*DATA PROVIDED*.
····················

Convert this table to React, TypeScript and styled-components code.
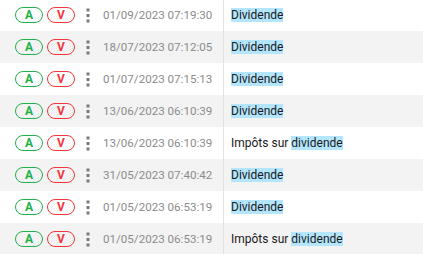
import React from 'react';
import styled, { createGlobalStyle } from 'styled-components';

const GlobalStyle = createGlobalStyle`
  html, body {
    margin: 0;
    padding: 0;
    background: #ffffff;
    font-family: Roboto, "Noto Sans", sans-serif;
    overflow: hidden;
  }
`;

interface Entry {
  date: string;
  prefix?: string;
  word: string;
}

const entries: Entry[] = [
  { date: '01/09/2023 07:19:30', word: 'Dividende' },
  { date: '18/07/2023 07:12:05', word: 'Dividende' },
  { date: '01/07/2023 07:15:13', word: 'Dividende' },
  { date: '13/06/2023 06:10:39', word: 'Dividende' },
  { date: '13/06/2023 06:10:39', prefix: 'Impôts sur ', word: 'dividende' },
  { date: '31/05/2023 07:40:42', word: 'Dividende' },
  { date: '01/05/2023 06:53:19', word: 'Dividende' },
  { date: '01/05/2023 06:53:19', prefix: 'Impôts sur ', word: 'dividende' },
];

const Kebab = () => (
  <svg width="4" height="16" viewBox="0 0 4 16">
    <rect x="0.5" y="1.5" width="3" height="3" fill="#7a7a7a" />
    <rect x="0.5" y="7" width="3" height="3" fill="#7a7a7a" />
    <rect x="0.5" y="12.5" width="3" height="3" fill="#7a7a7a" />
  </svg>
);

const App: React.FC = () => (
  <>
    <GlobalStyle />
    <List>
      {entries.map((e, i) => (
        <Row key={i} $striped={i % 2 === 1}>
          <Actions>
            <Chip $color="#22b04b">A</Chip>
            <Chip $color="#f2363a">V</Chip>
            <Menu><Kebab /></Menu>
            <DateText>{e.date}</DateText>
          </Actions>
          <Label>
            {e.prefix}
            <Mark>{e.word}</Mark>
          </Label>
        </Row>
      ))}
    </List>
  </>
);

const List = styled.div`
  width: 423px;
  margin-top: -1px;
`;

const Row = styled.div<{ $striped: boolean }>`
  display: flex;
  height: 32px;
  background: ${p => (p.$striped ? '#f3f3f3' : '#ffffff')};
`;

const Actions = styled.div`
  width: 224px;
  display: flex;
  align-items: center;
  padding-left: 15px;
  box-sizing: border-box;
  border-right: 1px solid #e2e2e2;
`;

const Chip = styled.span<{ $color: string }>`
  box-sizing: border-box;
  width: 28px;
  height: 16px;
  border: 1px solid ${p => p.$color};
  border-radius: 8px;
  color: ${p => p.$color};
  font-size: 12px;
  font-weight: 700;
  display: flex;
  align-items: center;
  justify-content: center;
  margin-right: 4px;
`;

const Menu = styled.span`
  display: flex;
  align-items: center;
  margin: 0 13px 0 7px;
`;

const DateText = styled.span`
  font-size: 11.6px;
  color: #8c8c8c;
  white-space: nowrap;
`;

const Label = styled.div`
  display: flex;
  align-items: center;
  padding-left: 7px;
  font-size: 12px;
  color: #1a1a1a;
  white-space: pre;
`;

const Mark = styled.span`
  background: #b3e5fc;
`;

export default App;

····················

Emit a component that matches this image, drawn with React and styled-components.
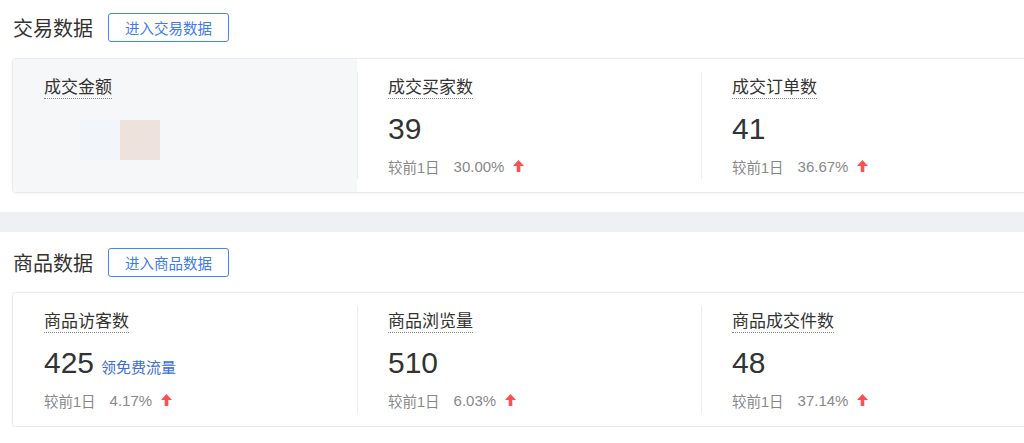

····················

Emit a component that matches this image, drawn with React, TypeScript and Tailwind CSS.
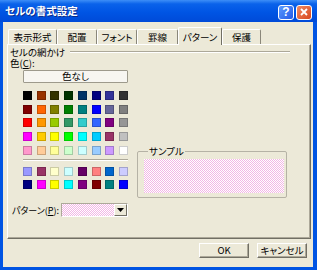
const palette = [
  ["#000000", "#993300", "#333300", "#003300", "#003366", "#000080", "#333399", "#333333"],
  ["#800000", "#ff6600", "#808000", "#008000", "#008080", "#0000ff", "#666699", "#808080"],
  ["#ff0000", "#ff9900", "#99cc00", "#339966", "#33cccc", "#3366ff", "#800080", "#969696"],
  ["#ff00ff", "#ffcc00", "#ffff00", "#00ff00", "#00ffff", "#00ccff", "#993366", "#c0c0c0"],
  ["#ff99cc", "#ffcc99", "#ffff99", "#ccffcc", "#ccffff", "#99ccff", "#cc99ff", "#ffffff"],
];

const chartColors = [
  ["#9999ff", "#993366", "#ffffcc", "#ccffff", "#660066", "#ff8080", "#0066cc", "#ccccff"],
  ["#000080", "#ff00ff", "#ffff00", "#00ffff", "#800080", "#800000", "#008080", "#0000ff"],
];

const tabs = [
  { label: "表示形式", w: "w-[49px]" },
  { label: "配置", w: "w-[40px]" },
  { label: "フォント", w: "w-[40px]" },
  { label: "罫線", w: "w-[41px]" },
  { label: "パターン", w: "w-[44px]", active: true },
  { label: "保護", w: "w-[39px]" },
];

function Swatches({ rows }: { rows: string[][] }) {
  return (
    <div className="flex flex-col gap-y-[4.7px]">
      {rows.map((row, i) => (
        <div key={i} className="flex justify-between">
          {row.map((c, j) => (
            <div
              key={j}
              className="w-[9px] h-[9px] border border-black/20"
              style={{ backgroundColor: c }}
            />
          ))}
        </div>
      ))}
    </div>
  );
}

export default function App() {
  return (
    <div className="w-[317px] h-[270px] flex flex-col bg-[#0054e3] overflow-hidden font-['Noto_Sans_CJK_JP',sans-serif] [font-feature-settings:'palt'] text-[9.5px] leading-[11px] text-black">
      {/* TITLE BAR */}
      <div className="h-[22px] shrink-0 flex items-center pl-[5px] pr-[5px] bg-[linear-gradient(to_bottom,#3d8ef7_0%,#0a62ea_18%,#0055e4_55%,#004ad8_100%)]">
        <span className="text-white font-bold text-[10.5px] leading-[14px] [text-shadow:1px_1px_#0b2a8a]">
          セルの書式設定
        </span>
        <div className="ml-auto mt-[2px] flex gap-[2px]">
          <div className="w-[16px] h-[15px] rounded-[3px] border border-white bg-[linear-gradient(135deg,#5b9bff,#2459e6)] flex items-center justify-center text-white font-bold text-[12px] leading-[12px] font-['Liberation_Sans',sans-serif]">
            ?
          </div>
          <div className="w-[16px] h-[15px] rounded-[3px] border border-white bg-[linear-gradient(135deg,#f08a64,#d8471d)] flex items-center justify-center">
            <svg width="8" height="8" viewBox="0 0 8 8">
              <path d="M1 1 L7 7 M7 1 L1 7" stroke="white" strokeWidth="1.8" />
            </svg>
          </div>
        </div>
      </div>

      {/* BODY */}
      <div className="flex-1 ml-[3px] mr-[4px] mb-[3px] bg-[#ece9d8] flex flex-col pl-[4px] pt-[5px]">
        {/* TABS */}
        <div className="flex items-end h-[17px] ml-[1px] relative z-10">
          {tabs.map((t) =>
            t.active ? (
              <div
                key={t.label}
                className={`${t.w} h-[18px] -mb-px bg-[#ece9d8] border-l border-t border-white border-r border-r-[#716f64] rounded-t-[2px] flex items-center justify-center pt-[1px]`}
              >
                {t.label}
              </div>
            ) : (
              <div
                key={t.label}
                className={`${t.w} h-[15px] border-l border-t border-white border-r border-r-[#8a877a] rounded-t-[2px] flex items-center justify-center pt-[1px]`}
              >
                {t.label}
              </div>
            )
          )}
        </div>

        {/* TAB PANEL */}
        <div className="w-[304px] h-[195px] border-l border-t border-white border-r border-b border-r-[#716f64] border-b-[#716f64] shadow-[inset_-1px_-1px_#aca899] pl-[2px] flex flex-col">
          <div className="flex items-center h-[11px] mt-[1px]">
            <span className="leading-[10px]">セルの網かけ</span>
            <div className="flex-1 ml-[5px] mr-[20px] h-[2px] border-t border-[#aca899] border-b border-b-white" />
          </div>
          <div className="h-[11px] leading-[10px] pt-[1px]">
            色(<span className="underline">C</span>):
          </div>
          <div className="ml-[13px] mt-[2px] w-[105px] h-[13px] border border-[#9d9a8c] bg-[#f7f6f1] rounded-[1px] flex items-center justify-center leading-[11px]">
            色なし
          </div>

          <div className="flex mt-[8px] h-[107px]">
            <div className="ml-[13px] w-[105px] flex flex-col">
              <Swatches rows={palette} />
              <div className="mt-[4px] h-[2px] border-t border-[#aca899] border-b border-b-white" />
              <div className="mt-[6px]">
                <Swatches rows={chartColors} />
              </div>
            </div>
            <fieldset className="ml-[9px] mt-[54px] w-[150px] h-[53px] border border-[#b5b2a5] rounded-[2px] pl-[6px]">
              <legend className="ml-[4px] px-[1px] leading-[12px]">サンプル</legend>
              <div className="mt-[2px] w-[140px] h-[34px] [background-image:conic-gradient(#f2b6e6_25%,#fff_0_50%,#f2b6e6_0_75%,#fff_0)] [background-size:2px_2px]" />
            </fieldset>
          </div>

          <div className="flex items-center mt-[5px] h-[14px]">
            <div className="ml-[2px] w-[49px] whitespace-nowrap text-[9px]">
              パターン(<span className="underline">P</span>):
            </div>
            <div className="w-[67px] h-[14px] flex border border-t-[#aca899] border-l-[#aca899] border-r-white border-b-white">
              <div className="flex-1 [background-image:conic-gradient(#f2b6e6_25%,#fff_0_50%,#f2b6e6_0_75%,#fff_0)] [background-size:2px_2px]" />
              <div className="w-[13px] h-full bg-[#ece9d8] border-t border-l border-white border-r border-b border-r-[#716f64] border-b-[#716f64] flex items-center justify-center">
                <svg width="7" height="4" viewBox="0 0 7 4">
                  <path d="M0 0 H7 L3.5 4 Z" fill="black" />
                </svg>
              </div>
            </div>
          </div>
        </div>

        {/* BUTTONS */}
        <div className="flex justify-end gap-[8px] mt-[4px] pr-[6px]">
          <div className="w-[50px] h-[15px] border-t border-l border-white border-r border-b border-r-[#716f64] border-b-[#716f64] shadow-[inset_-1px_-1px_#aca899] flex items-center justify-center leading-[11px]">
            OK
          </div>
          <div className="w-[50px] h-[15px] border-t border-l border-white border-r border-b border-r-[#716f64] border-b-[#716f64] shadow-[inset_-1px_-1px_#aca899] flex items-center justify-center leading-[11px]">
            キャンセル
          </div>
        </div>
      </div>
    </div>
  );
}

····················

*DIRECTIVE*.
Identify every line above with the string "matches" in it. Copy those lines.

*EXERCISE RESULT*.
Emit a component that matches this image, drawn with React and styled-components.
Emit a component that matches this image, drawn with React, TypeScript and Tailwind CSS.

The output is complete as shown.